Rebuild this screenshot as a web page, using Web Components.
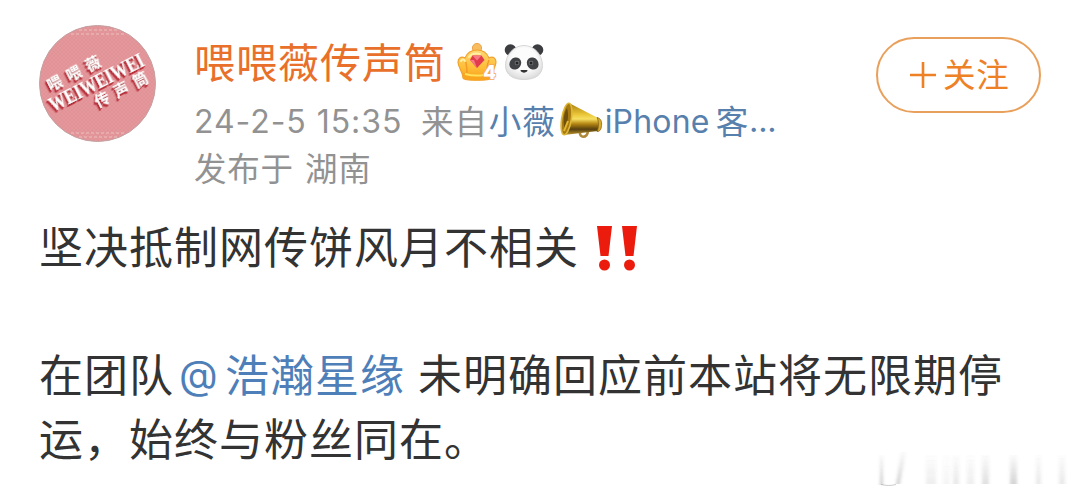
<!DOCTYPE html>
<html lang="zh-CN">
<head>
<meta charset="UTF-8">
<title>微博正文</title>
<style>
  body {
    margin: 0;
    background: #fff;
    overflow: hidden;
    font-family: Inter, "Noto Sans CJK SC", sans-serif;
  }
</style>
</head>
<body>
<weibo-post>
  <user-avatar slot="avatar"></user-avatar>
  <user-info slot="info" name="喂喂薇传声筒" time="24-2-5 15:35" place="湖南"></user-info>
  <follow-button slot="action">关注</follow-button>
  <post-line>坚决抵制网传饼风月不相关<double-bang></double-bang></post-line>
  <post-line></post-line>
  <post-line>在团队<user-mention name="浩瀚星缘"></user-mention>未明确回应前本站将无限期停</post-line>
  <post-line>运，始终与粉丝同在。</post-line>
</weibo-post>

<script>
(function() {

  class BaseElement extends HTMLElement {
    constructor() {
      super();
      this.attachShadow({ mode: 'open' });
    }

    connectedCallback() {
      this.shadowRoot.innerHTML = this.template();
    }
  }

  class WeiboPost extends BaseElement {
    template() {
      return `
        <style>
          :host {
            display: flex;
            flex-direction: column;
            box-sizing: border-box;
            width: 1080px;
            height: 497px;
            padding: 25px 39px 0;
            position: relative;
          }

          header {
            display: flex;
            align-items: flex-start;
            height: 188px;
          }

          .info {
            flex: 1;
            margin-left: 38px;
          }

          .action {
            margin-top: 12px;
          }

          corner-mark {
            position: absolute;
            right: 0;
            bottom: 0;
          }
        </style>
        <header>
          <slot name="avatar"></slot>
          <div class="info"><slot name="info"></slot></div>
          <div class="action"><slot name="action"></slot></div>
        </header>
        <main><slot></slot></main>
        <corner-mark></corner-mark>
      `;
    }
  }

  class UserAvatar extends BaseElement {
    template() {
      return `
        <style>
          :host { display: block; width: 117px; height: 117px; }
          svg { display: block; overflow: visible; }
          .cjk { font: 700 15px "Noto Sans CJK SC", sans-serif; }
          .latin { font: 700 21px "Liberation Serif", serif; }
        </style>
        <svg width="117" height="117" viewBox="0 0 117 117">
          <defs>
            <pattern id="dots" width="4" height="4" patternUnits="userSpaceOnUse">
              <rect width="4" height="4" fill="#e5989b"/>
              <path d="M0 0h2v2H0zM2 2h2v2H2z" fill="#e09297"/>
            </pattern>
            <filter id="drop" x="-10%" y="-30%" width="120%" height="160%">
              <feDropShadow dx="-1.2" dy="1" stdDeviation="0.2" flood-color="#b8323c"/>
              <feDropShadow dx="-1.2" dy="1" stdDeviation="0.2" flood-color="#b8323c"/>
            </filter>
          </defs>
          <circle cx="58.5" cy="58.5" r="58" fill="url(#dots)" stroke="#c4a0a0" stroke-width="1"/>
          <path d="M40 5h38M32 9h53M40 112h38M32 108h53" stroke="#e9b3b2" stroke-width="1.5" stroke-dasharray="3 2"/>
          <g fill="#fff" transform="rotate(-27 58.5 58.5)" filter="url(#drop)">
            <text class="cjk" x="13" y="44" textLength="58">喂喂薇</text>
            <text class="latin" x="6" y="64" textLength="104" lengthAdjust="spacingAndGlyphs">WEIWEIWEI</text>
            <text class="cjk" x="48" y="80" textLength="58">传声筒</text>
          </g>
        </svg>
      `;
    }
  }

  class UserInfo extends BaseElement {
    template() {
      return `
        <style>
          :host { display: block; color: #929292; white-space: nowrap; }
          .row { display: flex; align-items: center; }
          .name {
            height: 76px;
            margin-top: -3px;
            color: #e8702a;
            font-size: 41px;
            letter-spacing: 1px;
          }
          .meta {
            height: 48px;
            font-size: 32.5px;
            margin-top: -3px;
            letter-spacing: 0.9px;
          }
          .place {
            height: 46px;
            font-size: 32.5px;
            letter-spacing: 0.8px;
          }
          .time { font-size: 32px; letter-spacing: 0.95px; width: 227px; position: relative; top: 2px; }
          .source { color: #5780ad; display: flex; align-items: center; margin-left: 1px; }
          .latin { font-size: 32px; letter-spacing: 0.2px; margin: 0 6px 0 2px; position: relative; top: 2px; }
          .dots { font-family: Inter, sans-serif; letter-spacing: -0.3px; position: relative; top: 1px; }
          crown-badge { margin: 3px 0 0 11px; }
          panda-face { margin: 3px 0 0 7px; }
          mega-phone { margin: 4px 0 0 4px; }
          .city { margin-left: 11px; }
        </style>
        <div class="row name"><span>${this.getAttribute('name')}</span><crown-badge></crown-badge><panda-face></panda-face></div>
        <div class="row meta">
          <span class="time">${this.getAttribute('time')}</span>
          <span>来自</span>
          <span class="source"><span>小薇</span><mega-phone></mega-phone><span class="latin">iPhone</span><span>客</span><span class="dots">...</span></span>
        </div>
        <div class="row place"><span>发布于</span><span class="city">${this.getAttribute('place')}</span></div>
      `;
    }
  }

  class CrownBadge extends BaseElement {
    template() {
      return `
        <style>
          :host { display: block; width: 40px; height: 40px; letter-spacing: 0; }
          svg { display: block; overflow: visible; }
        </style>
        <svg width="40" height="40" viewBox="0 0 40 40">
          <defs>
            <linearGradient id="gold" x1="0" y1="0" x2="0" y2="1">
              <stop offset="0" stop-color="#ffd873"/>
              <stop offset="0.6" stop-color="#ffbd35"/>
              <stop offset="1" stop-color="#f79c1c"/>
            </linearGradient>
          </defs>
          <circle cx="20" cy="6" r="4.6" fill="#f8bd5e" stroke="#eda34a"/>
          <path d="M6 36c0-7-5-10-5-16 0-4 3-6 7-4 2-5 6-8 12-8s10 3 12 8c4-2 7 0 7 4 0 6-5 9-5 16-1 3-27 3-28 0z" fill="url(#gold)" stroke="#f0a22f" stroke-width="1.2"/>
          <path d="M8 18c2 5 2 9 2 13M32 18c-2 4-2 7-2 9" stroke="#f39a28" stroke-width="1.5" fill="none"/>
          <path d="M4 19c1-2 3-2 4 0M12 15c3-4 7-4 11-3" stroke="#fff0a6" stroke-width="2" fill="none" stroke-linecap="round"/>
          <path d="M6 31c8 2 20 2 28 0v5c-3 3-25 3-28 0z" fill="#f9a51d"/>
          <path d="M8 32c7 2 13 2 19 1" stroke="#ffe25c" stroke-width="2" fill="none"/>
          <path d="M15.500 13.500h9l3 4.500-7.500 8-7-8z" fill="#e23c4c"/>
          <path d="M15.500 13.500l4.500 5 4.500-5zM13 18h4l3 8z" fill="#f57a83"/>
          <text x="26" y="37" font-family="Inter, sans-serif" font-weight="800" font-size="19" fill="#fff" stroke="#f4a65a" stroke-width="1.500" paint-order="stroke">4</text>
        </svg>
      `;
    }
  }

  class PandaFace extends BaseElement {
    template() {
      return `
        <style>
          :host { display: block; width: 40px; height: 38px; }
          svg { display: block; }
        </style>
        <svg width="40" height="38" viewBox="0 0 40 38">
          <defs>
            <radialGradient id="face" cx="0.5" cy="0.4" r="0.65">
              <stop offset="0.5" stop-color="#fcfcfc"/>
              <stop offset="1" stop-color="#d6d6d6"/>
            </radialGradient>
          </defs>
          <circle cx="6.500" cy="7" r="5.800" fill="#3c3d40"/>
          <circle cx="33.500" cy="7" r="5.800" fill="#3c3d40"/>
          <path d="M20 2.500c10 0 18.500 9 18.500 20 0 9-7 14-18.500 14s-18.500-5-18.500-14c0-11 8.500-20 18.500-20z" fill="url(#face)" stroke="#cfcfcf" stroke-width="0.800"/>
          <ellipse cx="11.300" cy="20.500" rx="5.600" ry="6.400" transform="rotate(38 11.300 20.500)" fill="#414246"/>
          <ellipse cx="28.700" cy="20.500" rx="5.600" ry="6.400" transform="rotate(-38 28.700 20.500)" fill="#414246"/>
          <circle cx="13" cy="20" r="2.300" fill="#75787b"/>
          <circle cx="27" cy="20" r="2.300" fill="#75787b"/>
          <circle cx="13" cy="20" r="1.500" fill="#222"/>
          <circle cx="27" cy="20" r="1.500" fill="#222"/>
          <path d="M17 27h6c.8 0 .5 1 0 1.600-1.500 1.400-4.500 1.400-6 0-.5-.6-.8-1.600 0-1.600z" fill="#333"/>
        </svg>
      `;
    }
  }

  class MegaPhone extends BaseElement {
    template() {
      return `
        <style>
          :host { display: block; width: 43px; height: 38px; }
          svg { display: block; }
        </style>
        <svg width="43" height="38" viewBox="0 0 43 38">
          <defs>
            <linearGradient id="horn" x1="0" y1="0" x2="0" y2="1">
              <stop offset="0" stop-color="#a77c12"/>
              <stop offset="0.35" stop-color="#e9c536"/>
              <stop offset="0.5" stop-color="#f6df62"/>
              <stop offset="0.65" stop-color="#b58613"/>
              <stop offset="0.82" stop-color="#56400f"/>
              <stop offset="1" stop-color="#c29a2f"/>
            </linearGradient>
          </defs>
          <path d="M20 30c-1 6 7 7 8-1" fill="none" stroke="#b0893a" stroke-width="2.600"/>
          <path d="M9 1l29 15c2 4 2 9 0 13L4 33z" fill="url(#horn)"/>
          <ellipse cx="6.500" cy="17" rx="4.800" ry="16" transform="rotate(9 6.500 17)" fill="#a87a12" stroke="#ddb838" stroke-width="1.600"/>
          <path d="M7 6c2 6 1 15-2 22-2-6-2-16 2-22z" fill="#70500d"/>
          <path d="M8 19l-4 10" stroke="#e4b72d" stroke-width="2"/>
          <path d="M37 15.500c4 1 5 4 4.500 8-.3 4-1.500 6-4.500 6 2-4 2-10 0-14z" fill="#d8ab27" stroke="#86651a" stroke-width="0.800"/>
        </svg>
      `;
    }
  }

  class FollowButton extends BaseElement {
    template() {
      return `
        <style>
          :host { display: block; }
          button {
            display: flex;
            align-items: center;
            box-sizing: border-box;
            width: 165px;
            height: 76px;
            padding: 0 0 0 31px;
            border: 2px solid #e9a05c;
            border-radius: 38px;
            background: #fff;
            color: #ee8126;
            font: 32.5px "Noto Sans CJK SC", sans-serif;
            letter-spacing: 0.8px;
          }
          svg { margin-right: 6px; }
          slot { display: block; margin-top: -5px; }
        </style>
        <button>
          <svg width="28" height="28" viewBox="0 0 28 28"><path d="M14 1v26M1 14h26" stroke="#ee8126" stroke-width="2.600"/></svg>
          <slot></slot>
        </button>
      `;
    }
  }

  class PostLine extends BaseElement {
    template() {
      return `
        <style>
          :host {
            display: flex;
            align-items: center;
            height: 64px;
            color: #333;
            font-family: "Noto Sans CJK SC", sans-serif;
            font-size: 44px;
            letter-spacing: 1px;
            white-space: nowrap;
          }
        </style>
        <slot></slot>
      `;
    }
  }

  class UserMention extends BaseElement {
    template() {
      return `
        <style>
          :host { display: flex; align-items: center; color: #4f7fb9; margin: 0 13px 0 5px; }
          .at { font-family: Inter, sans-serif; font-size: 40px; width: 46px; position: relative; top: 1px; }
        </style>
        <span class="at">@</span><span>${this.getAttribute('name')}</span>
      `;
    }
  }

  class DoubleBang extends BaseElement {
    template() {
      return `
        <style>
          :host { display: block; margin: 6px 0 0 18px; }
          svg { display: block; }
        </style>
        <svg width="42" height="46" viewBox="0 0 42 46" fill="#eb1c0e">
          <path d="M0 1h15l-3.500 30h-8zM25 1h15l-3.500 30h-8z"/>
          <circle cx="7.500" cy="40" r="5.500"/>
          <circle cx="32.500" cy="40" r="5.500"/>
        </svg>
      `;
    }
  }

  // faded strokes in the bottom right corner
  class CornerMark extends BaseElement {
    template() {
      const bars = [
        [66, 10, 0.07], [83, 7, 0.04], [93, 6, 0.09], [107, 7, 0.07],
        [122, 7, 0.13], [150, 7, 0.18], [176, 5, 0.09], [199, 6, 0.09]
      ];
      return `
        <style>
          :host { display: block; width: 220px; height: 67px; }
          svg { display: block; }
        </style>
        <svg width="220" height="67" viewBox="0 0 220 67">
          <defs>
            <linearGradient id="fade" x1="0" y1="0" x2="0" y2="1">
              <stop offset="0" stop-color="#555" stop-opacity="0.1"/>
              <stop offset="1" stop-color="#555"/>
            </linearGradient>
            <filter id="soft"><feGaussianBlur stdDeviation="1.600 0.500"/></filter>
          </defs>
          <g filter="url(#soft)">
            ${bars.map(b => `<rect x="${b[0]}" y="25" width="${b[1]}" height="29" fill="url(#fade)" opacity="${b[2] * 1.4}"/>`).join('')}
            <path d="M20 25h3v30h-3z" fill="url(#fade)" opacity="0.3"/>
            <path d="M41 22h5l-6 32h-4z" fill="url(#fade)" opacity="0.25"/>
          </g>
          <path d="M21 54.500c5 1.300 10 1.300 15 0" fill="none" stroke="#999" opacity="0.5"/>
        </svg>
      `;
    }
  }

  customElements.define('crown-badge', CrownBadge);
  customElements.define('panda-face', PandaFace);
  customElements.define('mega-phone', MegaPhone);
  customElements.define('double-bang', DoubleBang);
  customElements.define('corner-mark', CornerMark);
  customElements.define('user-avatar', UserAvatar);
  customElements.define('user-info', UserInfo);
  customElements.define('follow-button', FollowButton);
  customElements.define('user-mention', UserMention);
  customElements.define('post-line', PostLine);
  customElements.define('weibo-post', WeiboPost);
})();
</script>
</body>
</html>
---+---
**Required task:** Identify the lines above with the word "this". Copy them.

**The reply:**
Rebuild this screenshot as a web page, using Web Components.
      this.attachShadow({ mode: 'open' });
      this.shadowRoot.innerHTML = this.template();
        <div class="row name"><span>${this.getAttribute('name')}</span><crown-badge></crown-badge><panda-face></panda-face></div>
          <span class="time">${this.getAttribute('time')}</span>
        <div class="row place"><span>发布于</span><span class="city">${this.getAttribute('place')}</span></div>
        <span class="at">@</span><span>${this.getAttribute('name')}</span>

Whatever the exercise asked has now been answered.